The best time to visit Woodland Walk is in April when the trout lily blooms and shows off its colorful petals, shortly before the canopy trees leaf out. You can also visit by late June to see the Mountain Laurel Collection, a series of native species called Kalmia latifolia, and various cultivars.
Birding in the Area
Mountain Top Arboretum is a popular birding hotspot with a wide range of bird species. Although it doesn’t have the highest reported cases of rare birds, it’s worth exploring for bird enthusiasts.
Birders will delight in hearing the chatter of songbirds like robins, cedar waxwings, northern cardinals, and others. These birds mostly hang around deciduous trees for their mulberries. The shrubs provide support to tree swallows, eastern bluebirds, and gray catbirds.
Meanwhile, the chokeberries attract thrushes, brown thrashers, northern flickers, and blue jays. So make sure to bring your binoculars with you to improve your odds of finding unique birds.
The Exposed Bedrock shows evidence of glacial activity. It dates back to about 375 million years ago in the Devonian Era. Glacial activity carried cobbles that were ground into the bedrock.
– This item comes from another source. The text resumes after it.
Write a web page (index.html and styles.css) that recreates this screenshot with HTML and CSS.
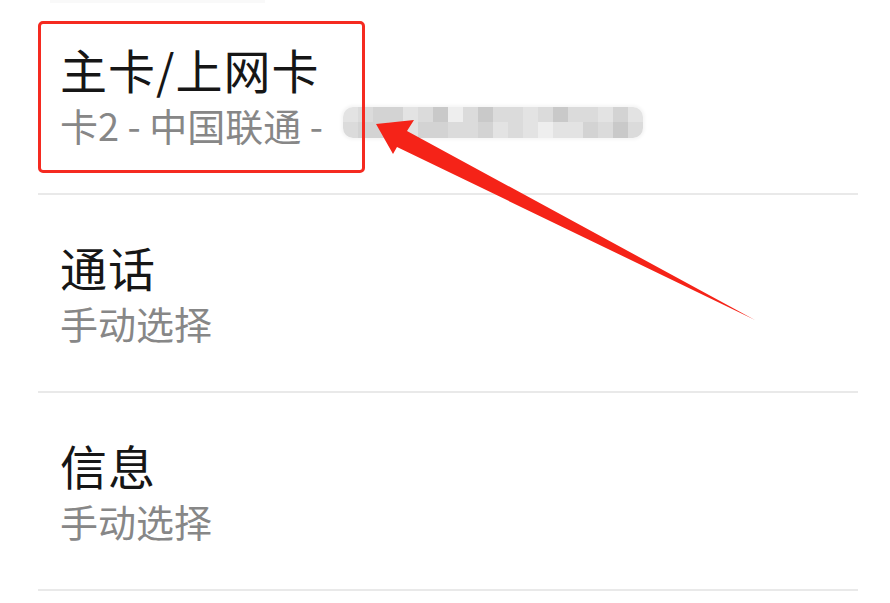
FILE: index.html
```html
<!DOCTYPE html>
<html lang="zh-CN">
<head>
<meta charset="utf-8">
<title>SIM 卡设置</title>
<link rel="stylesheet" href="styles.css">
</head>
<body>
<div class="screen">
  <div class="top-fade"></div>
  <ul class="list">
    <li class="row">
      <div class="title">主卡/上网卡</div>
      <div class="sub">
        <span>卡2 - 中国联通 -</span>
        <span class="mosaic">
          <i class="g2"></i><i class="g3"></i><i class="g4"></i><i class="g4"></i><i class="g2"></i><i class="g3"></i><i class="g5"></i><i class="g1"></i><i class="g3"></i><i class="g5"></i><i class="g3"></i><i class="g3"></i><i class="g2"></i><i class="g3"></i><i class="g5"></i><i class="g3"></i><i class="g3"></i><i class="g2"></i><i class="g4"></i><i class="g2"></i>
          <i class="g3"></i><i class="g4"></i><i class="g4"></i><i class="g3"></i><i class="g2"></i><i class="g4"></i><i class="g4"></i><i class="g3"></i><i class="g3"></i><i class="g4"></i><i class="g2"></i><i class="g3"></i><i class="g2"></i><i class="g1"></i><i class="g2"></i><i class="g2"></i><i class="g4"></i><i class="g3"></i><i class="g5"></i><i class="g3"></i>
        </span>
      </div>
    </li>
    <li class="row">
      <div class="title">通话</div>
      <div class="sub"><span>手动选择</span></div>
    </li>
    <li class="row">
      <div class="title">信息</div>
      <div class="sub"><span>手动选择</span></div>
    </li>
  </ul>

  <div class="highlight"></div>
  <svg class="arrow" width="890" height="603" viewBox="0 0 890 603" aria-hidden="true">
    <polygon points="376,124 414,120 407,131 755,320 397,147 393,154" fill="#f52318"/>
  </svg>
</div>
</body>
</html>
```

FILE: styles.css
```css
* { box-sizing: border-box; }

html, body {
  margin: 0;
  padding: 0;
  background: #ffffff;
}

body {
  font-family: "Noto Sans CJK SC", "Noto Sans", sans-serif;
  width: 890px;
  height: 603px;
  overflow: hidden;
}

.screen {
  position: relative;
  width: 890px;
  height: 603px;
  overflow: hidden;
}

.top-fade {
  margin-left: 50px;
  width: 215px;
  height: 3px;
  background: #f9f9f9;
  margin-bottom: -3px;
}

.list {
  list-style: none;
  margin: -6px 0 0 38px;
  padding: 0;
  width: 820px;
}

.row {
  height: 198px;
  padding: 44px 0 0 22px;
  border-bottom: 2px solid #e9e9e9;
}

.title {
  font-size: 47px;
  line-height: 56px;
  color: #161616;
  letter-spacing: 1px;
}

.sub {
  display: flex;
  align-items: center;
  margin-top: 3px;
  font-size: 38px;
  line-height: 50px;
  color: #878787;
}

.mosaic {
  display: grid;
  grid-template-columns: repeat(20, 1fr);
  grid-template-rows: 1fr 1fr;
  width: 300px;
  height: 31px;
  margin-left: 20px;
  margin-bottom: 6px;
  border-radius: 10px;
  overflow: hidden;
  box-shadow: 0 0 3px 2px #f6f6f6;
}

.mosaic i { display: block; }
.g1 { background: #eeeeee; }
.g2 { background: #e3e3e3; }
.g3 { background: #dbdbdb; }
.g4 { background: #d3d3d3; }
.g5 { background: #c9c9c9; }

.highlight {
  position: absolute;
  left: 38px;
  top: 21px;
  width: 327px;
  height: 152px;
  border: 3px solid #f52a20;
  border-radius: 5px;
}

.arrow {
  position: absolute;
  left: 0;
  top: 0;
}
```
They left scratches behind them in the north-to-south orientations, allowing geologists to record the direction of the glacier’s flow. These are known as glacial striations and are easy to see.
There is a strata of sandstone that was knocked off by the passing sheet of ice. The ice formed a bond with the rock and yanked the rock loose. This left a strata of sandstone facing south.
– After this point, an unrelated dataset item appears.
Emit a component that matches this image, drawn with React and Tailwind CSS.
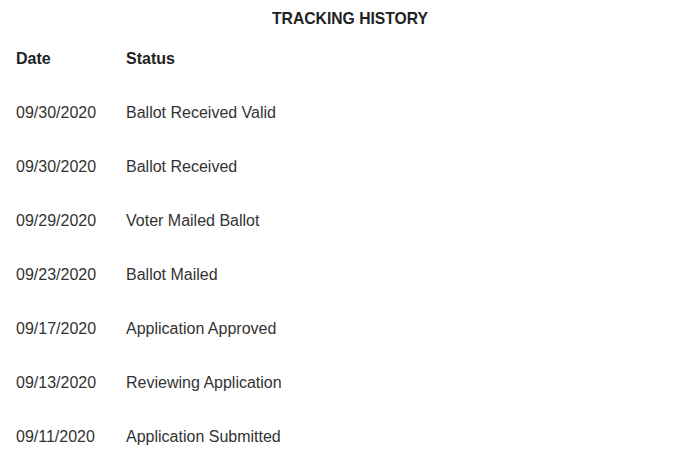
export default function App() {
  const rows = [
    ["09/30/2020", "Ballot Received Valid"],
    ["09/30/2020", "Ballot Received"],
    ["09/29/2020", "Voter Mailed Ballot"],
    ["09/23/2020", "Ballot Mailed"],
    ["09/17/2020", "Application Approved"],
    ["09/13/2020", "Reviewing Application"],
    ["09/11/2020", "Application Submitted"],
  ];
  return (
    <div className="w-[700px] h-[465px] pt-[1px] bg-white text-[#222222] overflow-hidden" style={{ fontFamily: '"Liberation Sans", Arial, sans-serif' }}>
      <div className="h-[31px] pt-[5px] flex items-center justify-center">
        <span className="font-bold text-[15.7px] leading-none">TRACKING HISTORY</span>
      </div>
      <div className="pl-4 grid grid-cols-[110px_1fr] h-[54px] items-center font-bold text-[16px]">
        <span>Date</span>
        <span>Status</span>
      </div>
      {rows.map(([d, s], i) => (
        <div key={i} className="pl-4 grid grid-cols-[110px_1fr] h-[54px] items-center text-[16px] text-[#333333]">
          <span>{d}</span>
          <span>{s}</span>
        </div>
      ))}
    </div>
  );
}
The Hemlock Trail also provides plenty of evidence to archaeologists. The trail takes visitors through Spruce Glen. This part of the property is a glaciated landscape with no bare bedrock exposed. The glaciers left behind heaps of earth as they melted. This shows signs of global warming.
Mountain Top Arboretum shows the flora and fauna of the Catskills region. Horticulturalists, casual gardeners, birders, and even geologists flock to the arboretum every year to experience nature.
The best part about Mountain Top Arboretum is that it is available to the public year-round, with some new experiences every season.